Still in 1985, Banes broke into the small screen in a guest role in the mystery/suspense series “Spencer: For Hire,” starring Robert Urich in the title role of a Boston private investigator. She made her TV miniseries debut as Anne Kane in the Emmy nominated “Kane & Abel,” opposite Peter Strauss, in that same year, and her TV-movie bow in “One Police Plaza” in 1986. In 1988, after playing Martha Gelhorn in the four-part biopic series “Hemingway,” she revisited the big screen with roles in the noted films “Cocktail,” a drama directed by Roger Donaldson and starring Tom Cruise, and the Christopher Cain-helmed “Young Guns,” opposite Emilio Estevez, Kiefer Sutherland and Charlie Sheen. She rounded out the decade with a recurring role on “China Beach,” as a photojournalist named Cat Von Seeger.
Banes' first series regular role arrived in 1990 when she was cast as Doreen Morrison on the drama series “The Trials of Rosie O'Neill,” which was remembered for bringing star Sharon Gless a Golden Globe Award and Emmy nominations. The show, however, was canceled after two seasons in 1992. In addition to this assignment, Banes could also be seen making several TV movies such as “A Killer Among Us” (1990), “Danger Island” (1992), “Revenge on the Highway” (1992), “A Family Torn Apart” (1993), “Cries from the Heart” (1994) and “The Avenging Angel” (1995) as well as guest appearances in the popular series like “L.A. Law” (1993), “Star Trek: Deep Space Nine,” “Roseanne” (both 1994) and “Murder, She Wrote” (1995). By this period, she had added two film projects under her belts, Sarah Jessica Parker's vehicle “Miami Rhapsody” and “ Lieberman in Love” (both 1995).
The Ohio-born beauty spent the rest of the 1990s working mostly in television. She appeared in three TV films in 1996, “Last Exit to Earth,” “My Son Is Innocent” and “Mother, May I Sleep with Danger?,” supported Lauren Bacall for the biopic telepic “Too Rich: The Secret Life of Doris Duke” (1999) and played Georgina Winters in the four episodes of the short-lived soap “Legacy” (1999). Other TV gigs include guest roles in “Murder One” and “Frasier.” Meanwhile, Banes only had one feature film, “Without Limits” (1998), a sport-themed directed by Robert Towne and starring Billy Crudup as Steve Prefontaine, a legendary runner in the 1970s. There, she was cast as Elfriede Prefontaine. Also in 1998, the regional stage actress portrayed the mother on the Broadway musical “High Society” (1998), adapted from the play “The Philadelphia Story.” Other Broadway credits include “Arcadia” and “Rumors.”

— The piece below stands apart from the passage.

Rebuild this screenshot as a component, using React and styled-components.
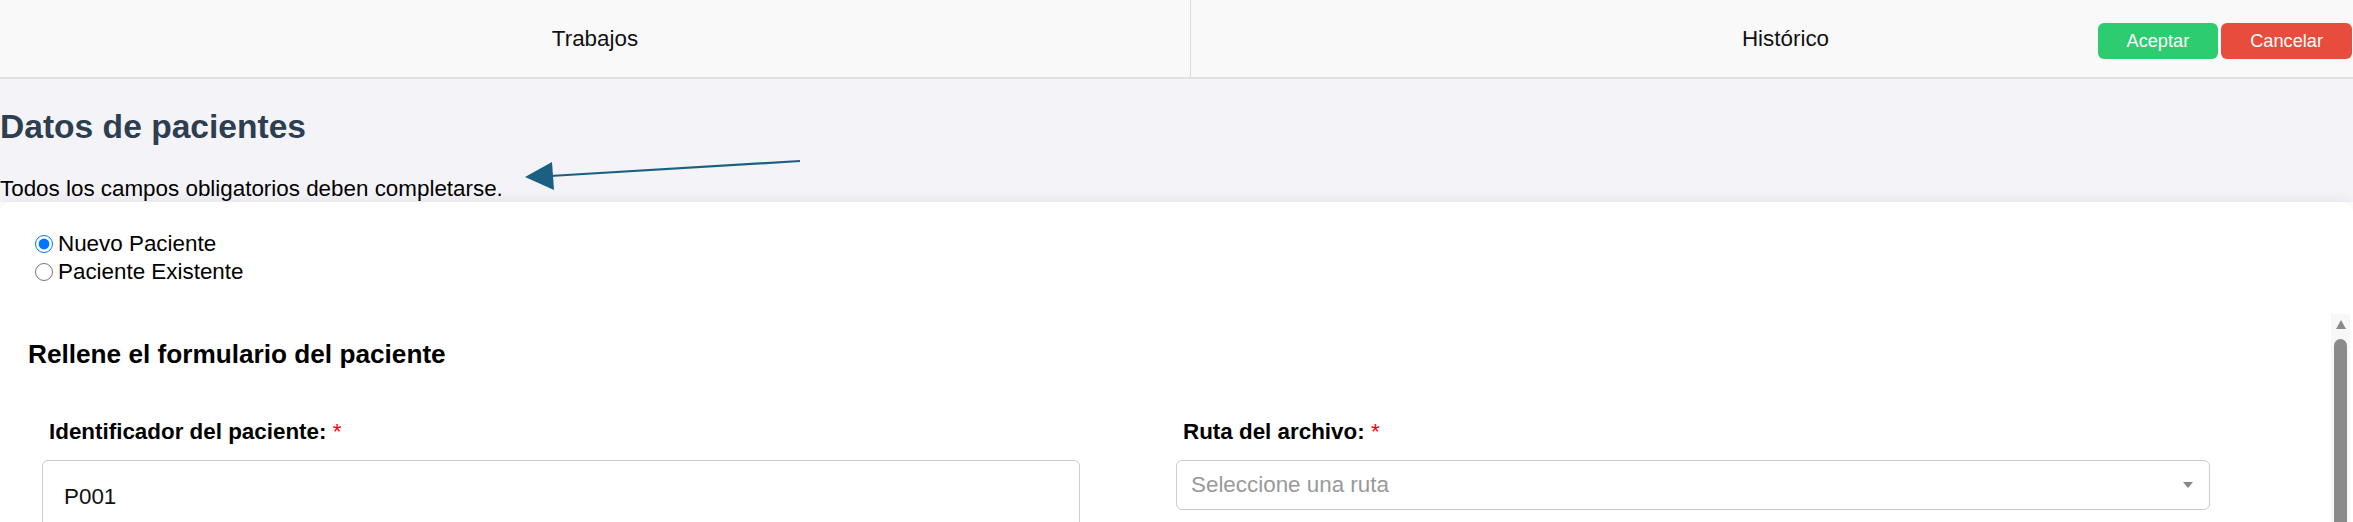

Entering the new millennium, Banes landed the regular role of Mayor Anita Massengil on the comedy series “Son of the Beach,” which she played from 2000 to 2002. While working on the show, she was cast as Christina Ricci's over protected mother in the Sundance-screened comedy/drama “Pumpkin” (2002) and appeared with Kevin Costner in the box-office dud “Dragonfly” (also 2002). After leaving the series, Banes took the starring role of Meredith Holt on the David E. Kelley-created courtroom drama “Girls Club” (2002), but the show only had a short life.
After a short hiatus, Banes resumed her career in 2004 by taking a supporting role as Mayor Walker in the made-for-TV film “Combustion” and a recurring role as Georgia Boone on “The King Queen.” She also had a regular role on the long-running soap opera “One life to Live” (2004), as Eve McBain. In the following year, she played Victoria in three episodes of “Six Feet Under,” shot a short film called “A Good Day for Ted Schmetterling” and guested in series like “Boston Legal,” “Out of Practice” and “Jake in Progress.” More recently, she guest starred in “Desperate Housewives” (2006, as Vera Keck) and “Psych” (2007, as Edna Crocker), and acted in the films “Brothel,” for writer/director Amy Waddell, and “Freedom Writers” (both 2007), a crime/drama with Hilary Swank and Patrick Dempsey starring in the roles of Erin Gruwell and Scott Casey, respectively.